-- begin --
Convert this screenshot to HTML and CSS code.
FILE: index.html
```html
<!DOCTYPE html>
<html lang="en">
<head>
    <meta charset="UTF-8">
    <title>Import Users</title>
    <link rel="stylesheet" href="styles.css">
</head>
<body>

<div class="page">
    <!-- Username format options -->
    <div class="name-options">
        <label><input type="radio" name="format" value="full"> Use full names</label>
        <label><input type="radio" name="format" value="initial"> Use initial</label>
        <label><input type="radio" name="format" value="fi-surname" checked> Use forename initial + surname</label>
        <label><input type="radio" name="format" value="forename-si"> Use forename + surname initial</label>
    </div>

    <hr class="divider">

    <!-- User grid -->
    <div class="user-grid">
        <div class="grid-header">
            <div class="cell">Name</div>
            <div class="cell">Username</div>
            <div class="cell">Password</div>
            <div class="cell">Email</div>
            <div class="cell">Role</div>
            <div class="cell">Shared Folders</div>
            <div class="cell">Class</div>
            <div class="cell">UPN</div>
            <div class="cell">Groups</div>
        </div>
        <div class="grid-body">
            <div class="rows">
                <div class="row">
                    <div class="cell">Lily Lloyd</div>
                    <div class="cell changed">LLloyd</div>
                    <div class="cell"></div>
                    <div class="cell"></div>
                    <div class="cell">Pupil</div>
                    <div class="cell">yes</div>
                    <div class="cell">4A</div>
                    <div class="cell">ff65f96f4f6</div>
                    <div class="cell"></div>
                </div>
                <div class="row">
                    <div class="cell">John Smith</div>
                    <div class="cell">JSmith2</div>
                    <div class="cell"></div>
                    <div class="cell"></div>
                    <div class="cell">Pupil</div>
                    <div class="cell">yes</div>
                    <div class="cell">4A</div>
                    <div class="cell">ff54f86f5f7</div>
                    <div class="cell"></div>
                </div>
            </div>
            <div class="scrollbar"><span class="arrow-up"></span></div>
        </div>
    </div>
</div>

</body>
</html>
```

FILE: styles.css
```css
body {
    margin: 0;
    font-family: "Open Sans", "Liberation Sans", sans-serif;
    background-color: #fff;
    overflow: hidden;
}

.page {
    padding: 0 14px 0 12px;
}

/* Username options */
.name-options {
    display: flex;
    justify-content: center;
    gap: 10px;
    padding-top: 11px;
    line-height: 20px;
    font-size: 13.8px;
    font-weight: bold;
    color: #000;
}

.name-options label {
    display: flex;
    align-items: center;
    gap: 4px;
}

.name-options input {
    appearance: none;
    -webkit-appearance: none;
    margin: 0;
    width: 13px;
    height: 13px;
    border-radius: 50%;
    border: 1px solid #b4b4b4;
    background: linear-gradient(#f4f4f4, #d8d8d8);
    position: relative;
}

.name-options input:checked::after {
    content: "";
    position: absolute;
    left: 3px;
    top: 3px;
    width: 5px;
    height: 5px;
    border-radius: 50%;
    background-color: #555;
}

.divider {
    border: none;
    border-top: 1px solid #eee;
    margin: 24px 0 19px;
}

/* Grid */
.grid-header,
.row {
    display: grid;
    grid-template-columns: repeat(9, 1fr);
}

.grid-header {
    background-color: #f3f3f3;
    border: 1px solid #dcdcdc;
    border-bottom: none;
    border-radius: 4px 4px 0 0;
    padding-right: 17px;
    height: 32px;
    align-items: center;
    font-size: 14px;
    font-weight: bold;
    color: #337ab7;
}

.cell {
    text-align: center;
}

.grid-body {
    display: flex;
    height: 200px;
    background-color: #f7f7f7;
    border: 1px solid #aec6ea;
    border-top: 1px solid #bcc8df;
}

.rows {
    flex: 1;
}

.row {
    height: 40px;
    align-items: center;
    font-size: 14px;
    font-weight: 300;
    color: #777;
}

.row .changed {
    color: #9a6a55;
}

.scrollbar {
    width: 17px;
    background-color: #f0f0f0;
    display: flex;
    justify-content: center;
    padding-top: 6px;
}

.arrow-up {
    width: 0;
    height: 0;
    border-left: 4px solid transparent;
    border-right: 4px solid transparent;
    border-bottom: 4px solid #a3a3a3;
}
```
-- end --
-- begin --
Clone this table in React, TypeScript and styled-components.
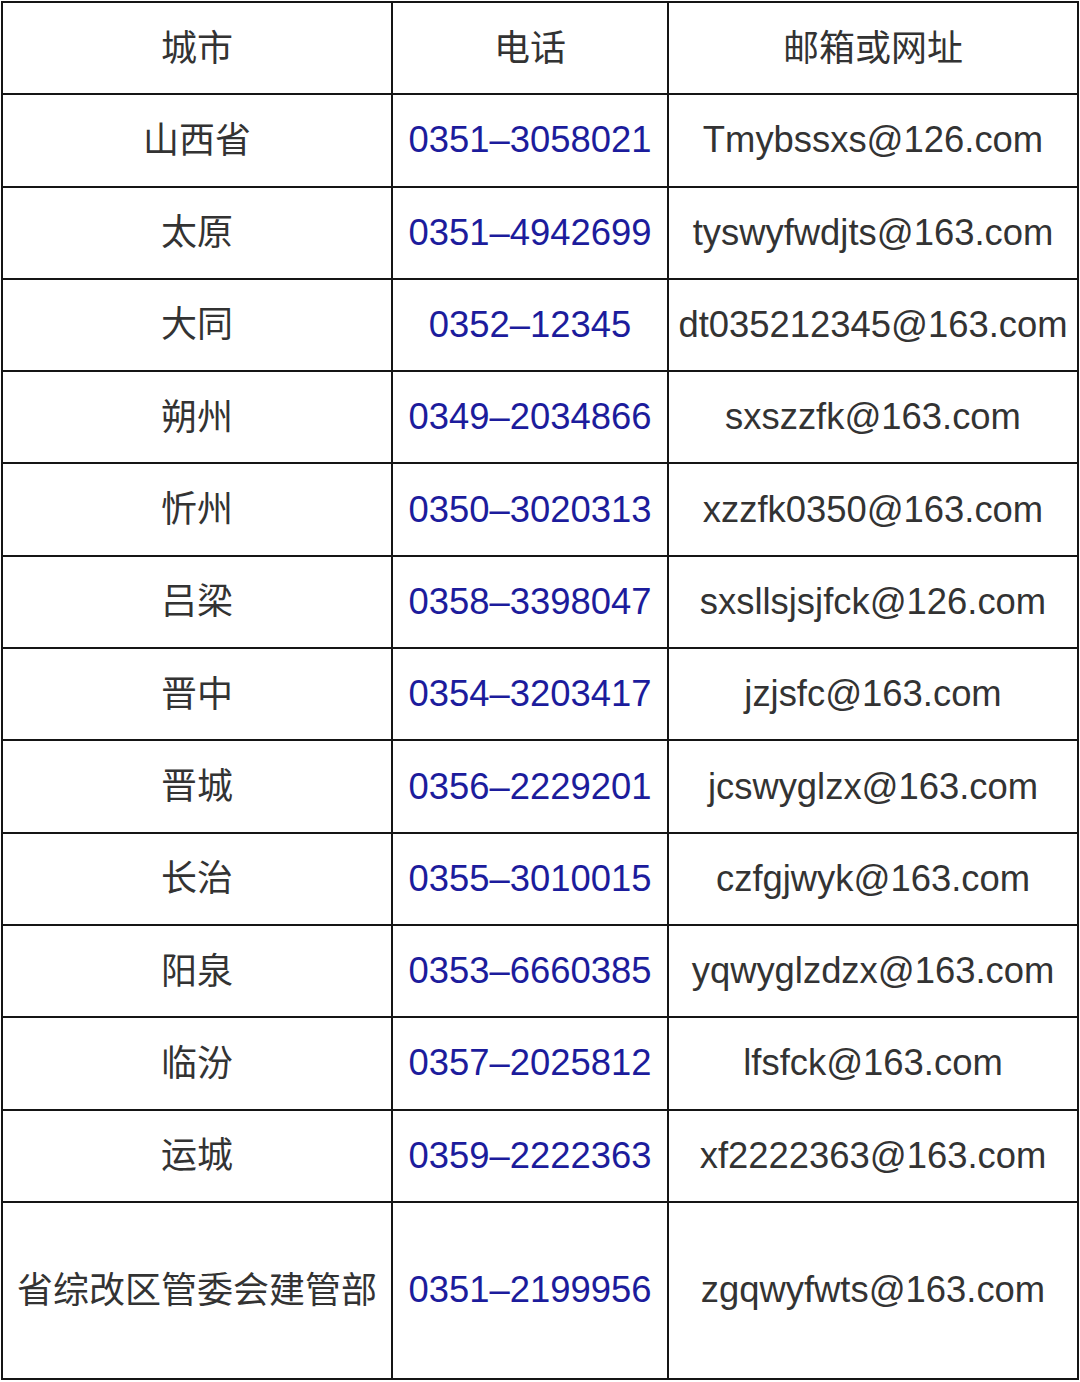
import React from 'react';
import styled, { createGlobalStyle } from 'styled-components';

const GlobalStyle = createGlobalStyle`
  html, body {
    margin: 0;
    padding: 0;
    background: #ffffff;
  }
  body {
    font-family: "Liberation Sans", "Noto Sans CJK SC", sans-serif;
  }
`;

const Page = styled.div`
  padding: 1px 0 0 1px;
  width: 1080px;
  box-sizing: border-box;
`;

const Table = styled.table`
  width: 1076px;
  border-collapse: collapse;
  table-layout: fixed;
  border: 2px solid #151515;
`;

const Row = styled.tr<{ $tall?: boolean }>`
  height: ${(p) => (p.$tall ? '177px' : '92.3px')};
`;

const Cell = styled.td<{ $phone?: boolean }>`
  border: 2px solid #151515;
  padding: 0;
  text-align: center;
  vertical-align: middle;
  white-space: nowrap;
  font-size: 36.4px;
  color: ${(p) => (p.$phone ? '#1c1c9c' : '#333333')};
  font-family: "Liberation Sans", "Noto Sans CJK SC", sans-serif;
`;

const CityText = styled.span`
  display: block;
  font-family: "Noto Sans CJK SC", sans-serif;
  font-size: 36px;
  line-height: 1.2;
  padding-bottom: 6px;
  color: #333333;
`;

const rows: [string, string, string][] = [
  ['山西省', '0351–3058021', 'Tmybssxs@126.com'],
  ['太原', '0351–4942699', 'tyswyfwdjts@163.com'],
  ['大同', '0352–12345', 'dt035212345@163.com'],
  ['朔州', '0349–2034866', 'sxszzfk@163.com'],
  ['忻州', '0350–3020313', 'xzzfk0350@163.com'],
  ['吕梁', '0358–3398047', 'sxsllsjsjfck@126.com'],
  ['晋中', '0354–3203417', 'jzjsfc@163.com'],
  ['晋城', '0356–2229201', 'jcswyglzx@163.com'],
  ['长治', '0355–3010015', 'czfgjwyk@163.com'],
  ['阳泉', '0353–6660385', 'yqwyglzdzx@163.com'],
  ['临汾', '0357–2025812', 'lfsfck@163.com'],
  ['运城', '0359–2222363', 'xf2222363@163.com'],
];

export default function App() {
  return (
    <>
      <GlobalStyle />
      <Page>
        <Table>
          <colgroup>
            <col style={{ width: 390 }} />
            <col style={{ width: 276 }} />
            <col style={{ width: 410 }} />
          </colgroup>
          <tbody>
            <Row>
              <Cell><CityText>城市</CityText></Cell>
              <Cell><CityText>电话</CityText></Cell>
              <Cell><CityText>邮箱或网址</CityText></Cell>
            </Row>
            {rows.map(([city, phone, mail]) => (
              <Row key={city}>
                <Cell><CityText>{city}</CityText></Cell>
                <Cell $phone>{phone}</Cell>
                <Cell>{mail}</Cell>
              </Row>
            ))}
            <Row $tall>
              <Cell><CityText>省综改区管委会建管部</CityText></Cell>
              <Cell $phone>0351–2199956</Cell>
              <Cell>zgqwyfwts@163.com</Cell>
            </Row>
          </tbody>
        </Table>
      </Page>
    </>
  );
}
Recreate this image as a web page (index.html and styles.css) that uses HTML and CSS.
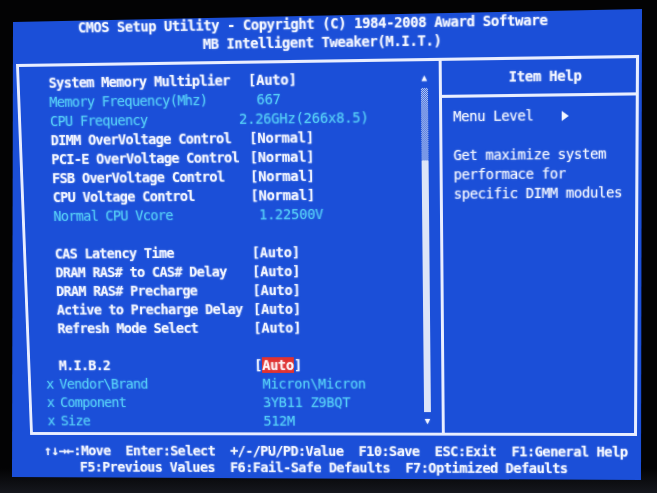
-- end --
-- begin --
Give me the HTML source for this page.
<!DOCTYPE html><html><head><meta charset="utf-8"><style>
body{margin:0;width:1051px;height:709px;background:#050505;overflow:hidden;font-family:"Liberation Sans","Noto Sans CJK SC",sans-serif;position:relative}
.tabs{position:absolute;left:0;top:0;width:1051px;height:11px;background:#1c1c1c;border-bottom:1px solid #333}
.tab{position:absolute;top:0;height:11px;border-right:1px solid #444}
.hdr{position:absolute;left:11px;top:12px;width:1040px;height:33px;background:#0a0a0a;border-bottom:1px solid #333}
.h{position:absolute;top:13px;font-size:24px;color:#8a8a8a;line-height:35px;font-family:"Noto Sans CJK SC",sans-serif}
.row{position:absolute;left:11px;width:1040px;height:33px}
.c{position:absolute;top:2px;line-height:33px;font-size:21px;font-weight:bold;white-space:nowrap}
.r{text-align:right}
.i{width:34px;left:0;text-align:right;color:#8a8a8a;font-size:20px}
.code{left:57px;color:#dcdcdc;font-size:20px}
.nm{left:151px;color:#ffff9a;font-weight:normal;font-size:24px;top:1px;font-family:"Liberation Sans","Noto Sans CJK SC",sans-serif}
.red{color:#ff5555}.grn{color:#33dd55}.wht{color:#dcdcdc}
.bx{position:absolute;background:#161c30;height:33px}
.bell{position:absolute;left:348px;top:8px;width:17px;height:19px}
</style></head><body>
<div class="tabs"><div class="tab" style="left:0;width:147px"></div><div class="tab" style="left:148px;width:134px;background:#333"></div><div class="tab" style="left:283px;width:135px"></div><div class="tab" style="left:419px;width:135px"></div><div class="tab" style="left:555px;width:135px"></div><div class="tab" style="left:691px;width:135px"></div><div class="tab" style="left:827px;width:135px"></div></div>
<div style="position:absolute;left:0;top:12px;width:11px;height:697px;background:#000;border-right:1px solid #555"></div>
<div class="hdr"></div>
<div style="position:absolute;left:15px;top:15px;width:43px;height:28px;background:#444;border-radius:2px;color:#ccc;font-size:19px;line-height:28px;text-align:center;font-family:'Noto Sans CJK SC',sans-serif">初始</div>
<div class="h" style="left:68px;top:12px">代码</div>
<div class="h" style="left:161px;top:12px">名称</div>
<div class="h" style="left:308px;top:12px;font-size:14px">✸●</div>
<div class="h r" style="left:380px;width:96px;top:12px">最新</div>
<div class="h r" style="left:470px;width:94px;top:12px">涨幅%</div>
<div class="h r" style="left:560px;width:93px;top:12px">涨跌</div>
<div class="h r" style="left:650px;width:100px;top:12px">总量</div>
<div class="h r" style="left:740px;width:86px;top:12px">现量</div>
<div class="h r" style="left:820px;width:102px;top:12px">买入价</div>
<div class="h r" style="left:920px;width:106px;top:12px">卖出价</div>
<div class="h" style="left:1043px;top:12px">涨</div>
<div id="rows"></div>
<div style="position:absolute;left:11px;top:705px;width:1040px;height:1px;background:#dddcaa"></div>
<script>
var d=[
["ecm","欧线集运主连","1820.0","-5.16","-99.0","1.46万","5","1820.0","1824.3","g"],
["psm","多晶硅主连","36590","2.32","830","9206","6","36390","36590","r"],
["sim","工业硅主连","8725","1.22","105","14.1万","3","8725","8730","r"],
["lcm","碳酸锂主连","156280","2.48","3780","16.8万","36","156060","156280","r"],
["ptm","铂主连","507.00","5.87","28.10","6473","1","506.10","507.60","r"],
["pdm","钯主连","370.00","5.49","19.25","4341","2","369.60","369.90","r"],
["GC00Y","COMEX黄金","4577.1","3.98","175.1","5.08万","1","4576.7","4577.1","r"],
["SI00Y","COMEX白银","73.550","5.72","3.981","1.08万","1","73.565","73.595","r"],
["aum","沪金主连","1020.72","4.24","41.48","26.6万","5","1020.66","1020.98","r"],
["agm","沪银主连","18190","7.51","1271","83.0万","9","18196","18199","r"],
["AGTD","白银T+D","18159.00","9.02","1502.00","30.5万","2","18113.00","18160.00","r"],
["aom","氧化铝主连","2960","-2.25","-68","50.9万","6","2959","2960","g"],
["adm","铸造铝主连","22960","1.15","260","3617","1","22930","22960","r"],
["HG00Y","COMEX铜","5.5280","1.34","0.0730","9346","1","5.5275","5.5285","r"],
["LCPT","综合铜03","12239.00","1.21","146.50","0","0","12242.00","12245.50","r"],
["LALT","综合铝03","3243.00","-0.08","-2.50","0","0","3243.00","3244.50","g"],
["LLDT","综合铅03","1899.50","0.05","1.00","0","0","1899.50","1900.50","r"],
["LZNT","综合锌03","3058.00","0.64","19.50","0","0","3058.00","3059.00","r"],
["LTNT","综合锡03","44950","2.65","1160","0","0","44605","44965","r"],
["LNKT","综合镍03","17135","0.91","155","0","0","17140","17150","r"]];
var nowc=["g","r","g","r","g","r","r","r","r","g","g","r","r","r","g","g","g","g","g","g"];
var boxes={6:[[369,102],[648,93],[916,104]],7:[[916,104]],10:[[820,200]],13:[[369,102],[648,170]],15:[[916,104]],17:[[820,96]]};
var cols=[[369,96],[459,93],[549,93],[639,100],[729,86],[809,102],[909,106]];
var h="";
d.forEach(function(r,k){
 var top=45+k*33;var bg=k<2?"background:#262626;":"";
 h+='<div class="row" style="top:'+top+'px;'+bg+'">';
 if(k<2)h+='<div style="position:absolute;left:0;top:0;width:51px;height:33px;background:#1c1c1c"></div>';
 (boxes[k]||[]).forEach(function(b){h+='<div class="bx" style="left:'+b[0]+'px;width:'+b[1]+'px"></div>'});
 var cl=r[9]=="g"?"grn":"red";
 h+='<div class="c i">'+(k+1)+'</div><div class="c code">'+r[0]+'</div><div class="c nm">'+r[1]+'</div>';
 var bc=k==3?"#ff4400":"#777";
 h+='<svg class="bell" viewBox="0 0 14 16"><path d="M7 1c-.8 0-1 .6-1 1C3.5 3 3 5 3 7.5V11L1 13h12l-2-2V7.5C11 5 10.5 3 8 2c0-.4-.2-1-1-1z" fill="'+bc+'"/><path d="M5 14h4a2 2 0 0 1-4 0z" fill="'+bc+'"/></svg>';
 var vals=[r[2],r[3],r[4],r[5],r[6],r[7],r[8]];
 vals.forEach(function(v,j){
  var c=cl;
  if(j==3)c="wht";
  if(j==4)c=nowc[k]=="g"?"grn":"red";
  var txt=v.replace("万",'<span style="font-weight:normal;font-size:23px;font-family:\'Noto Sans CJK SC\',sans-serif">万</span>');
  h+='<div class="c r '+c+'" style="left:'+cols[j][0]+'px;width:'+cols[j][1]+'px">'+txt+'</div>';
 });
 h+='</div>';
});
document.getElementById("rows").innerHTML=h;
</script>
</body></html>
-- end --
Each line in the entries above that includes the string "React" should be extracted.

Exercise response -
Clone this table in React, TypeScript and styled-components.
import React from 'react';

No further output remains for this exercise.